Sunday was about sore heads, reliving the previous night, post-mortems on the women who didn’t appreciate our finer qualities, a hare of the dog and much more. The slow start could lead on to cards, drinking games and our self convincing that the Elgin economy would suffer greatly if we didn’t go back there that Sunday night. This particular Sunday a conversation began about the pickled eggs which were supplied by a staunch regular, Allan Currie, and sold behind the bar. Those were classy times. Allan’s eggs were not for the faint hearted and the strength of the pickling vinegar along with the resulting after effects were put under great scrutiny. My contribution was the admission that I was very partial to all things pickled and before I knew what was happening money was accumulating on the bar, immediately nominated for the ever present lifeboat collecting can sitting on the Bar, on the condition that I would “down in one” a pint of the aforementioned “pickled egg juice”.

Raising money for the RNLI in Burghead is simply a given and this scenario did not offer me an option. This was something that would have to be done. The deed was done the sum, almost £40, was stuffed in the RNLI box. Now I would be lying by reporting the experience as pleasant but for what then was a not inconsiderable donation to a deserving charity, the price seemed very small. So small in fact that I got around to thinking that us young lads could do something else to raise money for a charity.

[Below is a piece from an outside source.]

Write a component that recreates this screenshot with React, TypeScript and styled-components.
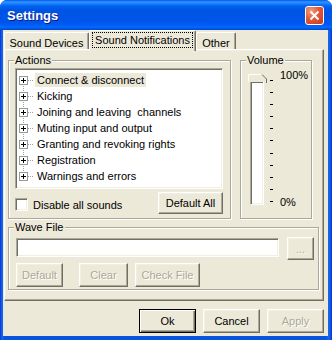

Dooking in the pier, something that was a right of passage for all Broch loons seemed an obvious medium. New Year day was the first thought, quickly dismissed, quite simply because none of the likely participants would have been sober, followed with a fleeting notion for Christmas Day. The final choice of Boxing Day was decided upon because at that time there was nothing else really happening that day and this seemed as good a reason as any for the event to take place.

The idea was generally met with disbelief but there was enough of us mad enough to say we would do it and so the RNLI or “Lifeboat” as we refer to it in the Broch was the obvious choice for the proceeds which we thought may total a couple of hundred quid. The rest is history as they say but it all began with a bet and a pint of “pickled egg juice.

Now twenty five years later, in no small part due to Russell Buff who kept things going when enthusiasm waned as it inevitably does, “the swim” goes from strength to strength and many people have benefited from the cash that has been raised.

To record these thoughts without mention of absent friends would not be possible and I will mention three important names. David Davidson, “Gusher,” Generous, modest entertaining and reassuringly loyal. Sandy Main, Tootens, hugely entertaining, eccentric, fearless and bewilderingly full of surprises . Neil Sutherland, “Needle”, unassuming, old fashioned, laid back and reassuringly predictable and ultra dependable in always. Three of our band of brothers, all lost at sea, all so very different, all very normal but extraordinary in their own way. Memories of all three sometimes sad for their loss but often tempered with the laughter of happy times of which they all were a fundamental part.

How fitting it would be to give the twenty fifth anniversary swim proceeds to it’s original recipient “the lifeboat” and afterwards raise a glass to three sorely missed but fondly remembered “absent friends”

By Lawrence Fraser

 

For the 30th Swim the proceeds were split between the charities of the very first swim. Following the distribution of funds, many of the original committee members decided to step down. A huge thank you to those who for 30 years gave up their boxing day to help raise thousands for many different causes, it simply could not have happened without you.